Jak dodał, przerwy w dostawach, które obecnie odczuwa UE, to efekt wykorzystywania gazu przez Rosję jako broni. Wskazał, że Nord Stream 1 nie jest jedynym gazociągiem, którym gaz płynął do UE, a jeśli są z nim problemy techniczne, to istnieją możliwości przesyłu surowca innymi nitkami. „To się nie dzieje. Rosja i Gazprom wykorzystują gaz jako broń” – powtórzył.
Rzecznik KE Eric Mamer dodał, że myślenie, iż otwarcie rurociągu Nord Stream 2 rozwiąże problemy energetyczne Unii Europejskiej, to „fantazja”.
W sierpniu w wywiadzie dla portalu RND wiceszef współrządzącej w Niemczech partii FDP Wolfgang Kubicki powiedział, że nie ma sensownego powodu, by nie uruchamiać gazociągu Nord Stream 2. "Powiem to wyraźnie: powinniśmy jak najszybciej otworzyć Nord Stream 2, aby zapełnić nasze magazyny gazu na zimę" - mówił wówczas.

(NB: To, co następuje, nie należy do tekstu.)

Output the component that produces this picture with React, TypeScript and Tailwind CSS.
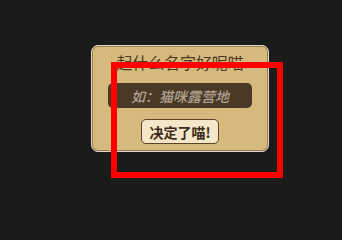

Na uwagę, że Rosja może dostarczyć zagwarantowaną w umowie ilość gazu bez wykorzystywania Nord Stream 2, a Władimir Putin celowo każe wysyłać zbyt małą ilość gazu przez działający Nord Stream 1, Kubicki odparł: "Może tak być. Nie ma jednak żadnego sensownego powodu, by nie otwierać Nord Stream 2. Jeśli Putin nie dostarczy więcej gazu, my też nic nie stracimy. A jeśli w ten sposób dotrze do nas więcej gazu, być może nawet cała gwarantowana umową ilość, pomoże to zapobiec zamarzaniu ludzi w zimie i poważnym szkodom dla naszego przemysłu".

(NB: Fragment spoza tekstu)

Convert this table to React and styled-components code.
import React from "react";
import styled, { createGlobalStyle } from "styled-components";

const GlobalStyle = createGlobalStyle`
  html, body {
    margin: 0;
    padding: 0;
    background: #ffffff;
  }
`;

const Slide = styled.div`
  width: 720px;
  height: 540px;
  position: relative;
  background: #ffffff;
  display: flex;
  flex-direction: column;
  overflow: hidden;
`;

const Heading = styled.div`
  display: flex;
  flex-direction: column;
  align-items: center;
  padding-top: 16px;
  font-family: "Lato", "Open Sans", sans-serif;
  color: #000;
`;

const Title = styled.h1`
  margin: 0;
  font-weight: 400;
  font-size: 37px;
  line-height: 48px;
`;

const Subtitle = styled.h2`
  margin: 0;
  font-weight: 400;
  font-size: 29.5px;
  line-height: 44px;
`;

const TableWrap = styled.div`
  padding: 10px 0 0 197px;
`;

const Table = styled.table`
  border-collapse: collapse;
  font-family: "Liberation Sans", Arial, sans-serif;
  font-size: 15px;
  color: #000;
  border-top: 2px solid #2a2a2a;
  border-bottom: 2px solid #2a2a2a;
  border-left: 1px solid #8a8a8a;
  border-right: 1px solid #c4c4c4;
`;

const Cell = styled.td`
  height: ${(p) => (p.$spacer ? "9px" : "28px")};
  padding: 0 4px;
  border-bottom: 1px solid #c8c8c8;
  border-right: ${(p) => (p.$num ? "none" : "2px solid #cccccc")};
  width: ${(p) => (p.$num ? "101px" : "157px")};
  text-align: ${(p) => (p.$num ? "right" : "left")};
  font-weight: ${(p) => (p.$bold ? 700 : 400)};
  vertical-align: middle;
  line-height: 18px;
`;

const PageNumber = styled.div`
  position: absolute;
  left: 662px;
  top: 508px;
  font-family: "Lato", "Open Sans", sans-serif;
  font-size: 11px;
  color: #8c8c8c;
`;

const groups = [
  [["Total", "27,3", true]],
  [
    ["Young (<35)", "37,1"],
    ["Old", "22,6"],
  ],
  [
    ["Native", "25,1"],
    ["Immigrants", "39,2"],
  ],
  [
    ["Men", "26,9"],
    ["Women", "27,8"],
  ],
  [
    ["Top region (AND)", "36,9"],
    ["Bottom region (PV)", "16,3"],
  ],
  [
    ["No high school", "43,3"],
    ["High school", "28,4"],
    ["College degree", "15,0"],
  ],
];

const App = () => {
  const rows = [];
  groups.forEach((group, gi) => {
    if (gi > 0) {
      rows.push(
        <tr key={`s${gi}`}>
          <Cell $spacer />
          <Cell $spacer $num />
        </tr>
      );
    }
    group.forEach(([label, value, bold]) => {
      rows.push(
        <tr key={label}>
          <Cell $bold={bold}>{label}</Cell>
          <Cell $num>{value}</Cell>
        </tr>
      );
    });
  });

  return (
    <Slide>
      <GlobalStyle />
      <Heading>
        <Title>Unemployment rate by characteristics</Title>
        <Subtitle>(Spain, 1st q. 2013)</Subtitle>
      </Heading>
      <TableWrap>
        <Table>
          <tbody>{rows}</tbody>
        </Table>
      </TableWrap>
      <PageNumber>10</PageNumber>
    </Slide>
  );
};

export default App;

Ponadto "gaz z Nord Stream 2 nie jest bardziej niemoralny niż z Nord Stream 1; to po prostu inna rura" - ocenił polityk.
Sekretarz generalny FDP Bijan Djir-Sarai powiedział "Spieglowi" tymczasem, że decyzja o nieoddaniu do użytku Nord Stream 2 jest słuszna. Rosja używa polityki energetycznej jako broni - powiedział, dodając, że projekty takie jak Nord Stream 2 pogrążyły Niemcy "w niebezpiecznej zależności, która teraz powoduje tę trudną sytuację".

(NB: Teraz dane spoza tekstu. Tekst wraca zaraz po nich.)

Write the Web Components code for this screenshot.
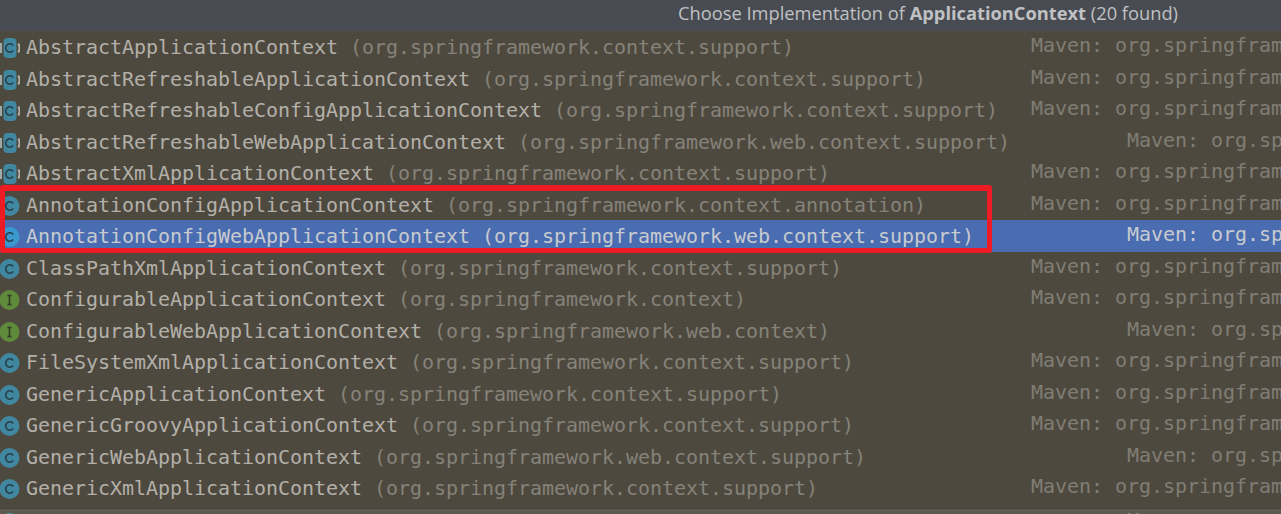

Ekspertka FDP ds. obrony Marie-Agnes Strack-Zimmermann również sprzeciwiła się swojemu partyjnemu koledze. "Nord Stream 2 jest martwy. Nie może być poparcia dla rosyjskich zbrodni wojennych" - powiedziała "Spieglowi".
Lider FDP i federalny minister finansów Christian Lindner wyraźnie zdystansował się od wypowiedzi Kubickiego, zlecając rzeczniczce swojego resortu wydanie oświadczenia, że propozycja Kubickiego jest "błędna i absurdalna" - informuje portal dziennika "Welt".